>> start Material provided

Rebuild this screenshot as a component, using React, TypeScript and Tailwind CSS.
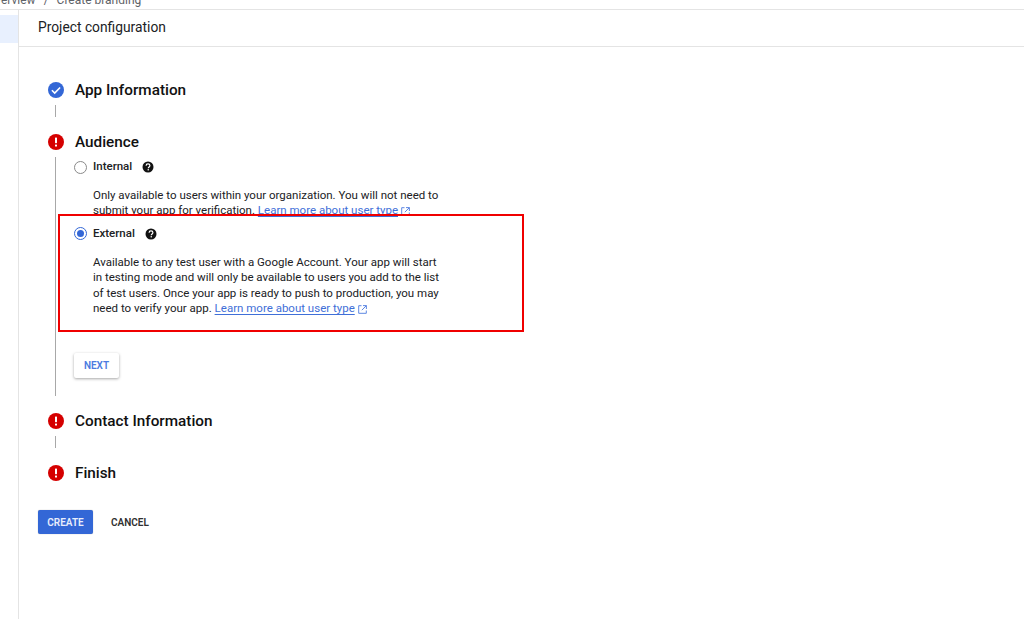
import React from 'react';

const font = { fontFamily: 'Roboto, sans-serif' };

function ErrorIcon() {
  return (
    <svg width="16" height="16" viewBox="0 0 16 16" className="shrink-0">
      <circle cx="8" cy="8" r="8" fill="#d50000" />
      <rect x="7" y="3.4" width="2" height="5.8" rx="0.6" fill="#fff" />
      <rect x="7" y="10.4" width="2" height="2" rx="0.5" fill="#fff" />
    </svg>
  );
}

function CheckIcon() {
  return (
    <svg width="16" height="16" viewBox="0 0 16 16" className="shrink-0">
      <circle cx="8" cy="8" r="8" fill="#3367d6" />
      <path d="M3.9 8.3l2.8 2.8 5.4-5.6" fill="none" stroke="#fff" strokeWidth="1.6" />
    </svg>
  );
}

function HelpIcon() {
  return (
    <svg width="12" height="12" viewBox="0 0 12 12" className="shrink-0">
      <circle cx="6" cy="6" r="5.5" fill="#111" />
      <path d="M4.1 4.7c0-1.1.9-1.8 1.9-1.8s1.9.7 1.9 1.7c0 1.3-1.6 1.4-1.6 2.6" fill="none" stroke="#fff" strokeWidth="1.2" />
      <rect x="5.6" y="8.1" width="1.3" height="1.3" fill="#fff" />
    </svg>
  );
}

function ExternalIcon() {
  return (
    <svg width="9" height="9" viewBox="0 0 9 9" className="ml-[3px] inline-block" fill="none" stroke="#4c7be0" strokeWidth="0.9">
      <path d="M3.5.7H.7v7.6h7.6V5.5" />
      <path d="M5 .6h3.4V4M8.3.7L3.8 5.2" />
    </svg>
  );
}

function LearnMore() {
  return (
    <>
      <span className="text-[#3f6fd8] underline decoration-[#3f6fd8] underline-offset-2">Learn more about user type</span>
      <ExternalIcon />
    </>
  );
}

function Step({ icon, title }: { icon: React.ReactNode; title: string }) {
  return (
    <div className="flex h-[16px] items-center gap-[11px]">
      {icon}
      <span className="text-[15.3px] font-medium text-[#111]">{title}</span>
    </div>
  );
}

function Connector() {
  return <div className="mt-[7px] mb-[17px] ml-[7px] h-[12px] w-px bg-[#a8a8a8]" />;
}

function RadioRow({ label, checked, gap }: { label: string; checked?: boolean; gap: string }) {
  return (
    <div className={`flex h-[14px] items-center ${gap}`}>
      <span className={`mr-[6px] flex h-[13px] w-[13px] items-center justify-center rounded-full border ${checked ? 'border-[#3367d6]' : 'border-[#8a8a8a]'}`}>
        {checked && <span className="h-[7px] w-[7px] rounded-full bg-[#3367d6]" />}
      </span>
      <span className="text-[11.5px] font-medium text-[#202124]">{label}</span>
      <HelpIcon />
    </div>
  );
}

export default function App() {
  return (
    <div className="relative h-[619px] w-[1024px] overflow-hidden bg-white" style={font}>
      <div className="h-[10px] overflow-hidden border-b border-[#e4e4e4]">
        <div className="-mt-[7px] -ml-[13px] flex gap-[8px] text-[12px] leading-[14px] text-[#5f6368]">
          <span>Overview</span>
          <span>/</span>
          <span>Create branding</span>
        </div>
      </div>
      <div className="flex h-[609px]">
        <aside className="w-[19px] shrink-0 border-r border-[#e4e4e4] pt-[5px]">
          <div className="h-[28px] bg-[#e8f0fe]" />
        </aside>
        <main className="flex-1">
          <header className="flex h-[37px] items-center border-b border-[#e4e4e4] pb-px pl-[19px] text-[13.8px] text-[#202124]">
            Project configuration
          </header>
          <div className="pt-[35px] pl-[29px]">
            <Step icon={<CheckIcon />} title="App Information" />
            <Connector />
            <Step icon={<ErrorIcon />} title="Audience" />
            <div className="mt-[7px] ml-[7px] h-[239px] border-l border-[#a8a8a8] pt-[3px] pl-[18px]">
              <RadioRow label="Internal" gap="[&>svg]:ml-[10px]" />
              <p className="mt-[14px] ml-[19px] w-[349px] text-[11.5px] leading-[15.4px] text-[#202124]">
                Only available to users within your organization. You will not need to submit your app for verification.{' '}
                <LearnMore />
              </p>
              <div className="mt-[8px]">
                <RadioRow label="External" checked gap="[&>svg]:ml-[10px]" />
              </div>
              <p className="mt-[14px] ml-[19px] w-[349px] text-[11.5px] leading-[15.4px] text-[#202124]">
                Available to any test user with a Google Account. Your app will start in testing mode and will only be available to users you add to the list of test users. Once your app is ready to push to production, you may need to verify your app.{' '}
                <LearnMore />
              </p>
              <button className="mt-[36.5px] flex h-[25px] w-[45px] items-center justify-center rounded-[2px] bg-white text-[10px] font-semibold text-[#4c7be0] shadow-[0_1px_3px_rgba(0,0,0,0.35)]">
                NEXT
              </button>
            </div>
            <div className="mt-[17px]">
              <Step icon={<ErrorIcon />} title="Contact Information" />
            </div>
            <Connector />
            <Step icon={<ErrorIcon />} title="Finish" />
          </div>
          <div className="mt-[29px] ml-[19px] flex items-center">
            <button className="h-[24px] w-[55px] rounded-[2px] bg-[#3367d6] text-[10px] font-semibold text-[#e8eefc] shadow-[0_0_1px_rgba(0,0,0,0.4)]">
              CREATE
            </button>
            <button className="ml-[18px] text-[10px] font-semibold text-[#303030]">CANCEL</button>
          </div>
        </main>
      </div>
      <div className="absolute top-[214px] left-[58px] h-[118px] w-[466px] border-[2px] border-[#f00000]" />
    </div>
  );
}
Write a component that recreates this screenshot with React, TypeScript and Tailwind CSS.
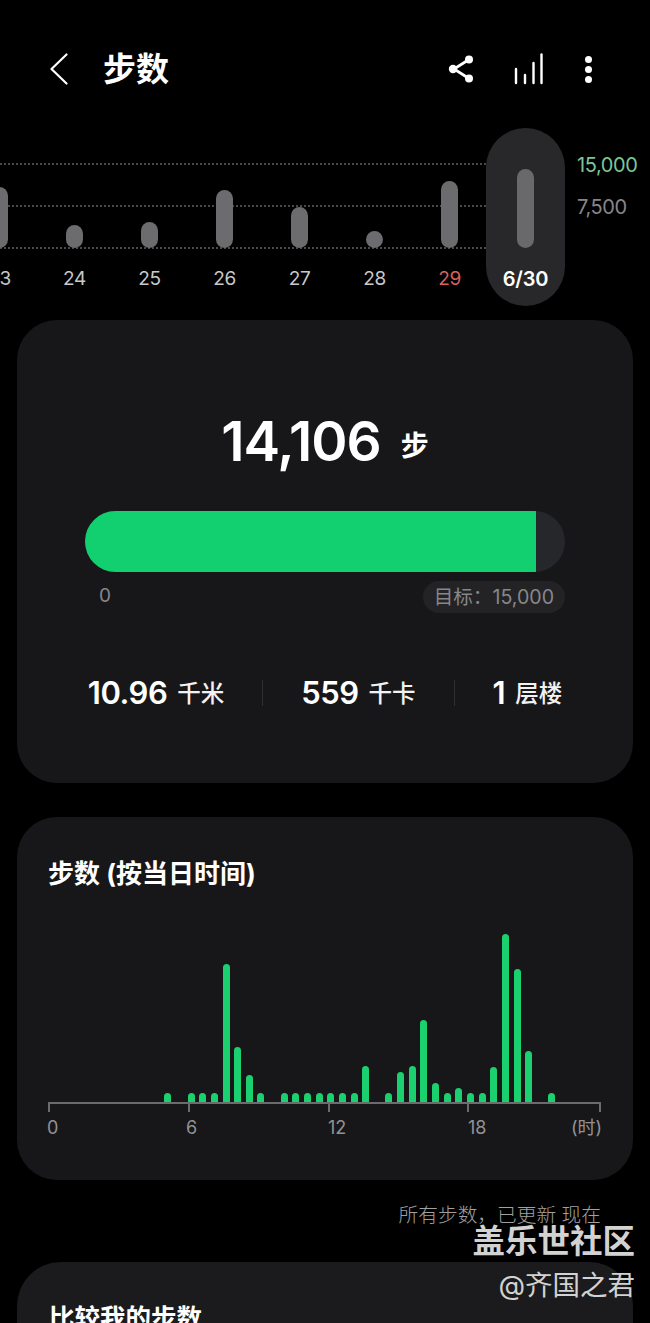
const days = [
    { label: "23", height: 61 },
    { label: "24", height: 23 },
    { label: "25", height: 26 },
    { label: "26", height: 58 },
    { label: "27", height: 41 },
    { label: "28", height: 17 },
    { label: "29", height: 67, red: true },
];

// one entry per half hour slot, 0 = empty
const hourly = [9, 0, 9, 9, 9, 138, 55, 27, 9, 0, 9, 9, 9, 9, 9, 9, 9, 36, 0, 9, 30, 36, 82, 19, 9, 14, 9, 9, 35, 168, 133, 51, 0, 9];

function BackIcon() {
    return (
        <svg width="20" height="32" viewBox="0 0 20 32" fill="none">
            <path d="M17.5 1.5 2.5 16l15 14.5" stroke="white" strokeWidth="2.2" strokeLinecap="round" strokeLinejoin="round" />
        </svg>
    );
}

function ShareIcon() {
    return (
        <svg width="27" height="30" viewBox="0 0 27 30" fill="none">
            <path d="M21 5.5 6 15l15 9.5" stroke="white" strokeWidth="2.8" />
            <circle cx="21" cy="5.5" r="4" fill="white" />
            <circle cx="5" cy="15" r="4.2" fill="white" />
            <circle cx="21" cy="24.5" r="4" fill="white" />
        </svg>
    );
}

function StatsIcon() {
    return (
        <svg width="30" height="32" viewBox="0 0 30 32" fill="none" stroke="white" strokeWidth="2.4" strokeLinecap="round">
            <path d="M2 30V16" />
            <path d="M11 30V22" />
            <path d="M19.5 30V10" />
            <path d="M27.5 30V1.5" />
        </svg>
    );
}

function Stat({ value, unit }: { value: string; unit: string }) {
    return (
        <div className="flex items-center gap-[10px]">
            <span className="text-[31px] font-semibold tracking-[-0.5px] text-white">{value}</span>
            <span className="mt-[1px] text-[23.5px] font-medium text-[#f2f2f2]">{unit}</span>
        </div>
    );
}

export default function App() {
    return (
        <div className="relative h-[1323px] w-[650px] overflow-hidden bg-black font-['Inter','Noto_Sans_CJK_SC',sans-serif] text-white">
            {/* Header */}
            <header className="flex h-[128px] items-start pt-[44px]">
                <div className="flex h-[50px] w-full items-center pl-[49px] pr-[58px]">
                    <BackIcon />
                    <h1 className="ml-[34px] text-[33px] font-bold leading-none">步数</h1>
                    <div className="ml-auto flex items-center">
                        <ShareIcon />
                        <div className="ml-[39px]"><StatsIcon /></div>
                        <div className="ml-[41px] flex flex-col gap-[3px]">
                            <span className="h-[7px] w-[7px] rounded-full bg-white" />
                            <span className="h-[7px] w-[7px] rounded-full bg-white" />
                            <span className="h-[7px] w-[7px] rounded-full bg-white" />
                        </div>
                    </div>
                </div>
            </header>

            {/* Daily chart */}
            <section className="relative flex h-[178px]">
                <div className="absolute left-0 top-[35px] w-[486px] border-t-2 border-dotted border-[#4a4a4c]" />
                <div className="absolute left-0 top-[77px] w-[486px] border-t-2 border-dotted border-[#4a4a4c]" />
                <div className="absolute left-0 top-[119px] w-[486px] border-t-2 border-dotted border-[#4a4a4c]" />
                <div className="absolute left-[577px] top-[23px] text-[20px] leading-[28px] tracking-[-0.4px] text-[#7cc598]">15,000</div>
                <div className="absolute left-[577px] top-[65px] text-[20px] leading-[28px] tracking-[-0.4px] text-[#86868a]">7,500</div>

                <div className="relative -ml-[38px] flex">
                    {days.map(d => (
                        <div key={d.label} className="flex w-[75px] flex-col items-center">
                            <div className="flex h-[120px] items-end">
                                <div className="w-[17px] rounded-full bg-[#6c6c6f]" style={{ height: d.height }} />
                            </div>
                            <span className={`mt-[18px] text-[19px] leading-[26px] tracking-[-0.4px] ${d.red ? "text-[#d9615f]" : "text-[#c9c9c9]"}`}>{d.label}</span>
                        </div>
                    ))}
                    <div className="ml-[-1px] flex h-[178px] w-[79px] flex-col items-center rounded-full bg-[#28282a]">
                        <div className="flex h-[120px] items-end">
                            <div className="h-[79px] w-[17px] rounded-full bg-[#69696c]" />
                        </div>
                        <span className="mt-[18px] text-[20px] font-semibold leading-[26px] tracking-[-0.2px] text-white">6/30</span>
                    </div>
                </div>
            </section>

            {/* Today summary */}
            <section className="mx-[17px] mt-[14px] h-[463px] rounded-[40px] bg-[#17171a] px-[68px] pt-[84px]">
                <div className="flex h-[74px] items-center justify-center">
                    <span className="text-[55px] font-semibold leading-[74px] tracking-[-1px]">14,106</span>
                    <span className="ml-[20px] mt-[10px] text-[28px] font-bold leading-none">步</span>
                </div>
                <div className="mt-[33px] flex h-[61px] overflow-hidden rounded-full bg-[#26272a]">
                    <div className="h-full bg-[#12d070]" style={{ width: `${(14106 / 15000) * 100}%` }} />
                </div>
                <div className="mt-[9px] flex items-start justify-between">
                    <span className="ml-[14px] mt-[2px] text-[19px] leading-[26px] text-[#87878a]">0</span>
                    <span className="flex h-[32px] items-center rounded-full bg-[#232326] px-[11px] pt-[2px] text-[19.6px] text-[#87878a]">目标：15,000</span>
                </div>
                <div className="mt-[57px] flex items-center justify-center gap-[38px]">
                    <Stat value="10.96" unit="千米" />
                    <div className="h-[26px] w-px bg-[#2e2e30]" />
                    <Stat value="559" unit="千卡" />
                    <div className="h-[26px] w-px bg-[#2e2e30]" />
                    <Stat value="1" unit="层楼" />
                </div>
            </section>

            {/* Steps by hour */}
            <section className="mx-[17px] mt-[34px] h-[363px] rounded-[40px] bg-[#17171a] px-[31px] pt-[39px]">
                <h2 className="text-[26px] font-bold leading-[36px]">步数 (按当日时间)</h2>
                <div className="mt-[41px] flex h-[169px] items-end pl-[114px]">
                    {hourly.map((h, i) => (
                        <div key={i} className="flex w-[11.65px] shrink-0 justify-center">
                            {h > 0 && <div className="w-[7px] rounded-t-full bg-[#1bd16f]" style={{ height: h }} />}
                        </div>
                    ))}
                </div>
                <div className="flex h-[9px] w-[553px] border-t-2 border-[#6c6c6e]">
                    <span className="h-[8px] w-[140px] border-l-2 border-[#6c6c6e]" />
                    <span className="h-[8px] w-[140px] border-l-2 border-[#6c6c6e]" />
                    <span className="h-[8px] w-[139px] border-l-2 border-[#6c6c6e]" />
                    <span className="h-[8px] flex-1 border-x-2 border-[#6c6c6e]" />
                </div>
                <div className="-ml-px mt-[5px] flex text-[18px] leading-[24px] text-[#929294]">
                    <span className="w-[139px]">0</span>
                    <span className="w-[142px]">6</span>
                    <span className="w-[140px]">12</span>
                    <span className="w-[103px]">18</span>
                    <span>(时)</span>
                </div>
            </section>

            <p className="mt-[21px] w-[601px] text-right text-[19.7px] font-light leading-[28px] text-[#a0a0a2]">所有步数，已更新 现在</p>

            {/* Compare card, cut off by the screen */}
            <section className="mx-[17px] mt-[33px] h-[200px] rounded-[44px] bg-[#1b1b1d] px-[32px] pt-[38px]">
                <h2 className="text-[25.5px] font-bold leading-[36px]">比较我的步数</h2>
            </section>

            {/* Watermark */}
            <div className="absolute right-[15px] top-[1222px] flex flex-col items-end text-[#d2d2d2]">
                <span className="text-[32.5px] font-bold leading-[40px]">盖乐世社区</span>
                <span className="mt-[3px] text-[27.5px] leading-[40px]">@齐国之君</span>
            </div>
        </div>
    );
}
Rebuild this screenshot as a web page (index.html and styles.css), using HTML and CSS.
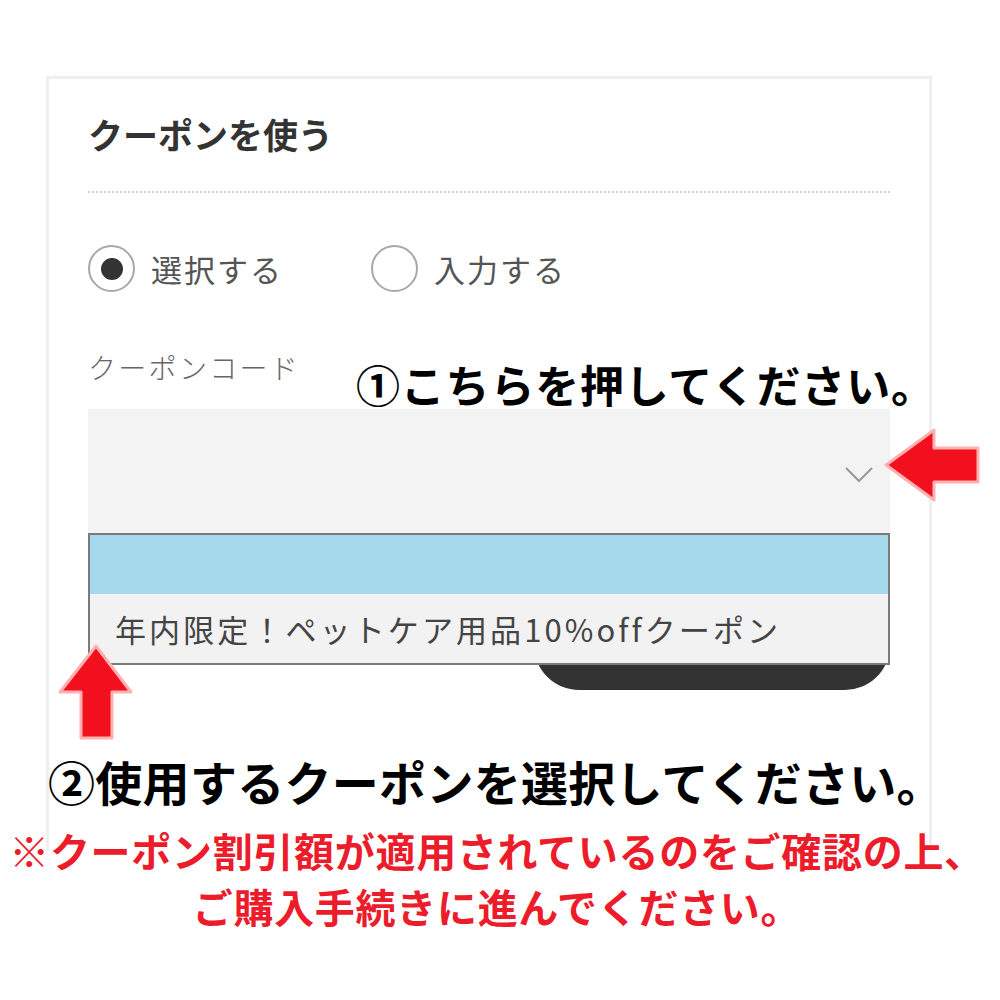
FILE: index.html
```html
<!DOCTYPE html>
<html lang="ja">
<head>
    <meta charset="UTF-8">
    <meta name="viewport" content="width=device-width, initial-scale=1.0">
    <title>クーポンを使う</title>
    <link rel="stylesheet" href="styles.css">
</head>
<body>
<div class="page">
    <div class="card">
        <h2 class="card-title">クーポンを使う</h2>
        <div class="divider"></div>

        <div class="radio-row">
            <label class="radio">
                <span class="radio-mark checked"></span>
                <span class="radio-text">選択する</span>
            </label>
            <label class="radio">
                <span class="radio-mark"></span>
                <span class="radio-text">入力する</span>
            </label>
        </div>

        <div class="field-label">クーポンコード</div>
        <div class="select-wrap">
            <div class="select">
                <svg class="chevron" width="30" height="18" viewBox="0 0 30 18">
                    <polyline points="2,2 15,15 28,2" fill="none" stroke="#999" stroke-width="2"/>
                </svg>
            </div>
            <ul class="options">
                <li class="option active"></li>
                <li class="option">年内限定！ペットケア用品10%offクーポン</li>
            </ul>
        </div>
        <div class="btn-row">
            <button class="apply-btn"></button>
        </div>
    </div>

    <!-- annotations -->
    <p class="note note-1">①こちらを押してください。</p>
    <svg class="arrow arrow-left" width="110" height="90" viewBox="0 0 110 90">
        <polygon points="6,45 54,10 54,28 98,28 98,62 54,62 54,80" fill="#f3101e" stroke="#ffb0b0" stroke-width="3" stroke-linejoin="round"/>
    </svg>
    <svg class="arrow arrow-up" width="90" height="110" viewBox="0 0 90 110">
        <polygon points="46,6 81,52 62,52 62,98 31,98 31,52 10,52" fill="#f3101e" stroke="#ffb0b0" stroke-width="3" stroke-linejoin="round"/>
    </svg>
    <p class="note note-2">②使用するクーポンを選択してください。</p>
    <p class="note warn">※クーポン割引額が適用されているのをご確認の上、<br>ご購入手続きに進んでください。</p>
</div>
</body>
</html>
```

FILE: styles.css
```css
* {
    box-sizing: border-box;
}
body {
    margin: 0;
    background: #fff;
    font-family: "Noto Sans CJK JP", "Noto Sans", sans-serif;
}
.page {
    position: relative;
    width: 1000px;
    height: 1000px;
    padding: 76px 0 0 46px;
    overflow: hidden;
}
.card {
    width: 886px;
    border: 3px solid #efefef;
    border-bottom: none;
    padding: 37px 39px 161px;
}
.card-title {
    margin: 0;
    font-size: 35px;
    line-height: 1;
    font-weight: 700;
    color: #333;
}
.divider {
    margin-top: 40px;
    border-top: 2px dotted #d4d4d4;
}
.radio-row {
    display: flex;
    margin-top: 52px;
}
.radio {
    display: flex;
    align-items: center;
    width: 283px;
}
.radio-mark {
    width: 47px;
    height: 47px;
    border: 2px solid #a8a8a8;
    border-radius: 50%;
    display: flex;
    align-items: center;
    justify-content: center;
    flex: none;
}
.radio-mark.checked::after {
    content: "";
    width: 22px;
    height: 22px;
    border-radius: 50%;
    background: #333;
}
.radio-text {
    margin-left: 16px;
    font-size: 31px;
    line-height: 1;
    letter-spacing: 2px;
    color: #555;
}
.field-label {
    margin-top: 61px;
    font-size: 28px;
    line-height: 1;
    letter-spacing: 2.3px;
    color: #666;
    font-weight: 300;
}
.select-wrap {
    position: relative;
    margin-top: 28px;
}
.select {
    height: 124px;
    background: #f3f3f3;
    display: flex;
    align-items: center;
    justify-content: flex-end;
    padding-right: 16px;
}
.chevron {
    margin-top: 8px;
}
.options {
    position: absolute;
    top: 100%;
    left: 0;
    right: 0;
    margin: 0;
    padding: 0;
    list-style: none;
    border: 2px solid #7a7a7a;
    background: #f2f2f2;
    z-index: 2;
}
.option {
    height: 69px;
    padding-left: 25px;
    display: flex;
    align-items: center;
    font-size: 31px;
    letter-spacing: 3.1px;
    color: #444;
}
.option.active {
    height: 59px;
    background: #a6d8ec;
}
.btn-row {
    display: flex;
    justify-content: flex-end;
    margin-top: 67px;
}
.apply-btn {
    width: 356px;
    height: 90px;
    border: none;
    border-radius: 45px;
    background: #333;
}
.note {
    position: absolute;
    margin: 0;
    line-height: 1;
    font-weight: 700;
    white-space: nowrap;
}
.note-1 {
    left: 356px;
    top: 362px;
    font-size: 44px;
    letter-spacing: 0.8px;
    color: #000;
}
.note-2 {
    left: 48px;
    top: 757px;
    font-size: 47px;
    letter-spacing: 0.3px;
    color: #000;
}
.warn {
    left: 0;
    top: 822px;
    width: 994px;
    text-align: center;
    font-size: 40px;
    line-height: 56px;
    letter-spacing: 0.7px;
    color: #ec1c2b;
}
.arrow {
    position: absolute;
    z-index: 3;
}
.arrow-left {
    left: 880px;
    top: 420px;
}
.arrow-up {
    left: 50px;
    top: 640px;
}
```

>> end Material provided

#### Direction
Begin at the line that has "Write a component", stop after the line that has "133, 51, 0, 9];", and reproduce every line between them exactly and nothing else. Pictures stay out of the copy.

#### Written response
Write a component that recreates this screenshot with React, TypeScript and Tailwind CSS.
const days = [
    { label: "23", height: 61 },
    { label: "24", height: 23 },
    { label: "25", height: 26 },
    { label: "26", height: 58 },
    { label: "27", height: 41 },
    { label: "28", height: 17 },
    { label: "29", height: 67, red: true },
];

// one entry per half hour slot, 0 = empty
const hourly = [9, 0, 9, 9, 9, 138, 55, 27, 9, 0, 9, 9, 9, 9, 9, 9, 9, 36, 0, 9, 30, 36, 82, 19, 9, 14, 9, 9, 35, 168, 133, 51, 0, 9];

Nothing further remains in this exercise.